• Material provided
-----

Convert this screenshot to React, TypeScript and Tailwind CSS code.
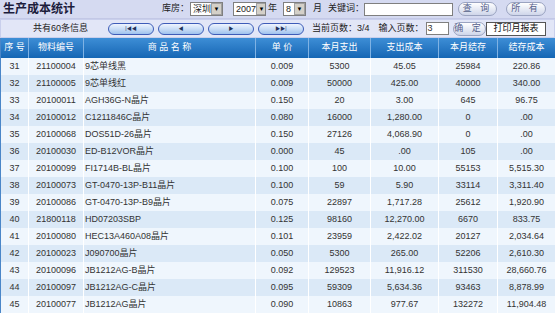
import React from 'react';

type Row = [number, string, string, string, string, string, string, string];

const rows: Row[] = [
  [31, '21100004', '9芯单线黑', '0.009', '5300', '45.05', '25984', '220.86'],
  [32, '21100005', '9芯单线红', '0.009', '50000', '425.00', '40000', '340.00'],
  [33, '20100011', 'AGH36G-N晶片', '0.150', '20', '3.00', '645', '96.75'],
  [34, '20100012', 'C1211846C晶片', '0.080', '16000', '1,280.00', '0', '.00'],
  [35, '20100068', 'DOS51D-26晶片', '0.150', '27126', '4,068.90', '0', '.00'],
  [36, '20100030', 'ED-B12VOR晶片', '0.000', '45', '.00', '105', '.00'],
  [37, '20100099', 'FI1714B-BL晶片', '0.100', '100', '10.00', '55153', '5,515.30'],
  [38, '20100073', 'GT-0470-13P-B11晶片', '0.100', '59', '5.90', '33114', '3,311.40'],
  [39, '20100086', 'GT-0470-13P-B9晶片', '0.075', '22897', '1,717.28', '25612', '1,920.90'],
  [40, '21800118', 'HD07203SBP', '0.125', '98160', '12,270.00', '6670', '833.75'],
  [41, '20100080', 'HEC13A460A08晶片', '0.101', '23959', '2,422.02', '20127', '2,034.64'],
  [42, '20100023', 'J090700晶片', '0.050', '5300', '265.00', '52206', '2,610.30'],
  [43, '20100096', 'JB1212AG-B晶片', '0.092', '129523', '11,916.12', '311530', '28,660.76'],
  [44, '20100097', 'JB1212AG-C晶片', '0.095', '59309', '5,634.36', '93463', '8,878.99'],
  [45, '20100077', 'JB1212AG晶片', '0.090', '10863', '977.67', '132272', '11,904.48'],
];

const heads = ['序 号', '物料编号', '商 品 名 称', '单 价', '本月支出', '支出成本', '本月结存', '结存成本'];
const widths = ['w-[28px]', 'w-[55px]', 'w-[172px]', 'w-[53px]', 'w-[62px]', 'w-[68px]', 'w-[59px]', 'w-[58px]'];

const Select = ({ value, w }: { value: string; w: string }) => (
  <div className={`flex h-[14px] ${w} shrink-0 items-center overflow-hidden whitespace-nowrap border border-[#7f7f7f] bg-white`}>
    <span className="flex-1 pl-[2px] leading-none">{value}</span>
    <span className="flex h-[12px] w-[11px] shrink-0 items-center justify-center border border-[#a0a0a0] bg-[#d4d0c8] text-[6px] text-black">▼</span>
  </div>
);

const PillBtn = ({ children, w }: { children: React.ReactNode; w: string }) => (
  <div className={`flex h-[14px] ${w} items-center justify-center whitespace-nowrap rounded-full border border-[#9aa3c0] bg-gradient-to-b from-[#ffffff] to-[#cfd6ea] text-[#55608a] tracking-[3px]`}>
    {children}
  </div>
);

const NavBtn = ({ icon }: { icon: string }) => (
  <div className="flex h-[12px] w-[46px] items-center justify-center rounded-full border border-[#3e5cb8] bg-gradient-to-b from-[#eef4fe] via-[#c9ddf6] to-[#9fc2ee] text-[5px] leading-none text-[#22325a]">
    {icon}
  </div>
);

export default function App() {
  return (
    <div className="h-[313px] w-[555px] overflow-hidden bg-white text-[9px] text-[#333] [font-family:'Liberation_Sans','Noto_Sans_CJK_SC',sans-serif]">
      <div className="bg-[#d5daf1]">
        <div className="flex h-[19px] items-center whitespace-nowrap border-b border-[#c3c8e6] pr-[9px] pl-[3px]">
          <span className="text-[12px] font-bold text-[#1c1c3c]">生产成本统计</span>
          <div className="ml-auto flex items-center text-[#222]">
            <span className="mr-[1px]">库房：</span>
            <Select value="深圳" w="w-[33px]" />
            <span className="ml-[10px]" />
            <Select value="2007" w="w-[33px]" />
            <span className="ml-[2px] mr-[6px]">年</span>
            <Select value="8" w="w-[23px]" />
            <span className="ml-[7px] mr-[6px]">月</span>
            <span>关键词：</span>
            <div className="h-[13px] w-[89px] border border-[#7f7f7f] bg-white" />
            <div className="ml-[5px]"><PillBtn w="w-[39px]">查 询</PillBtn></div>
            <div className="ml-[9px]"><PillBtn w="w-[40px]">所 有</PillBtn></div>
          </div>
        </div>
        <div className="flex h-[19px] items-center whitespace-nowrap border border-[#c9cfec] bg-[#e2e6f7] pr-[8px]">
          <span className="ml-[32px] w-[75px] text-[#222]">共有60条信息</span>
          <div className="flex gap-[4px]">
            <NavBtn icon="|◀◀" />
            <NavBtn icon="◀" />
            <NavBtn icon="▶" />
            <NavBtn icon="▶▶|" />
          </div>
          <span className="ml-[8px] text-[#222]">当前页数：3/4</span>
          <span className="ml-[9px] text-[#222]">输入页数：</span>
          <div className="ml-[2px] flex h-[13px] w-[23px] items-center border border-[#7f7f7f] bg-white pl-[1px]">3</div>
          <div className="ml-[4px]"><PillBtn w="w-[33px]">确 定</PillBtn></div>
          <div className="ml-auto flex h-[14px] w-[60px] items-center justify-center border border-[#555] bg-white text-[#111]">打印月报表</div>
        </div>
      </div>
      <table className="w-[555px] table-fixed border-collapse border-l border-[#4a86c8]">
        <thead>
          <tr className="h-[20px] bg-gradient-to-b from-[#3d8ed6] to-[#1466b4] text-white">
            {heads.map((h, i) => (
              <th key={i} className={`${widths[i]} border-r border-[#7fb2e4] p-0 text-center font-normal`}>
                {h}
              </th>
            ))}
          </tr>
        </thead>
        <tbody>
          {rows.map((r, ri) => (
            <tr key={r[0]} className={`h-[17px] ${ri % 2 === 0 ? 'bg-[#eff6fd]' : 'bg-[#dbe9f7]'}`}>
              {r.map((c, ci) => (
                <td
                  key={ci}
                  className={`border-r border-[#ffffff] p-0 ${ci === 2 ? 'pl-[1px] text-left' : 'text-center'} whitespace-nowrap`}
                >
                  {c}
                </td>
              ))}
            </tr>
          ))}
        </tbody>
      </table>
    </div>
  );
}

-----

Restate each line from the start of the listing through the line bearing "string, string, string];" word for word. Drop the pictures.

• The result
Convert this screenshot to React, TypeScript and Tailwind CSS code.
import React from 'react';

type Row = [number, string, string, string, string, string, string, string];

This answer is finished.